Hier vind je vragen en antwoorden met betrekking tot de Regionale Energiestrategie (RES) in het algemeen.
In het klimaatakkoord van Parijs is een afspraak gemaakt tussen bijna alle landen van de wereld om klimaatverandering te stoppen. Ook Nederland heeft het akkoord ondertekend. Daarom werkte de regering met allerlei partijen aan een Nederlands Klimaatakkoord. Daarin werden onder andere afspraken gemaakt over energie, voedsel en verkeer. Een van de afspraken uit het Klimaatakkoord is dat alle regio’s in Nederland samen 35 TWh aan schone energie op land opwekken. Per regio wordt een voorstel gemaakt welke bijdrage de regio kan leveren aan de 35 TWh. Daarnaast moeten de regio’s in kaart brengen hoeveel warmte er nodig is en hoe deze warmte in 2030 wordt opgewekt. Dit voorstel heet de Regionale Energie Strategie (RES). De doelstelling van het Klimaatakkoord is 49% CO2 reductie in 2030. Het aandeel grootschalige hernieuwbare elektriciteit op land is 35 TWh. Het andere deel wordt ingevuld door: Besparing (130 TWh) Wind op zee (49 TWh) Zon op dak (7 TWh) Andere duurzame energie vormen als geothermie, biomassa en biogas (39 TWh).
De gemeenten
Het doel van de RES is de ruimtelijk inpassing van duurzame energie organiseren met maatschappelijk draagvlak. We hebben dit gedaan door met verschillende partijen die gebruik maken van de ruimte in de regio te kijken naar welke mogelijkheden er zijn voor zonnevelden en windmolens in dit gebied. Als we er nu voor zorgen dat we een goed RES-bod neerleggen zullen we straks zelf kunnen bepalen hoe we de opgave gaan realiseren. We moeten nu handelen om de energietransitie veilig en humaan te laten verlopen. Dat klinkt hoog over, maar is uiterst praktisch: veilige energie- en warmteoplossingen, waarbij we vanuit sociaaleconomisch oogpunt ervoor moeten zorgen dat niet alleen de lasten maar ook de lusten binnen onze regio blijven.

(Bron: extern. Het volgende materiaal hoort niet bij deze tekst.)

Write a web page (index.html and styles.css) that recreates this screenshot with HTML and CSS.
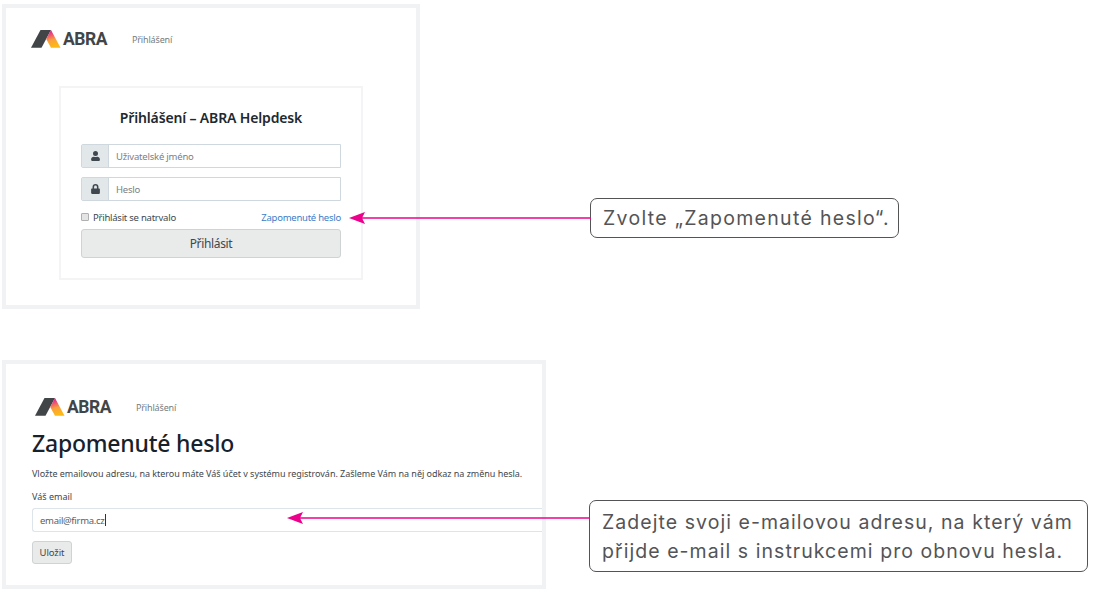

De RES’sen worden opgesteld om bij te dragen aan een landelijk, duurzaam energiesysteem. Daarmee zijn de RES’sen geen gesloten systemen die enkel in hun eigen energiebehoefte voorzien. Zij functioneren juist in samenhang met elkaar. Het Planbureau voor de Leefomgeving focust straks in zijn onafhankelijk analyse ook vooral op de bovenregionale en nationale aspecten. Denk aan het brongebruik en de daarvoor benodigde energie-infrastructuur. Zulke vraagstukken kunnen regiogrenzen overstijgen.
De ontwikkelingen op dit domein volgen elkaar in hoog tempo op, zowel binnen de regio en gemeenten als op landelijk en Europees niveau. Het Nationaal Programma RES is in het leven geroepen om de RES-regio’s te ondersteunen in hun opgave. Knelpunten en nieuwe ontwikkelingen kunnen zo via een korte lijn op de juiste tafel gebracht worden.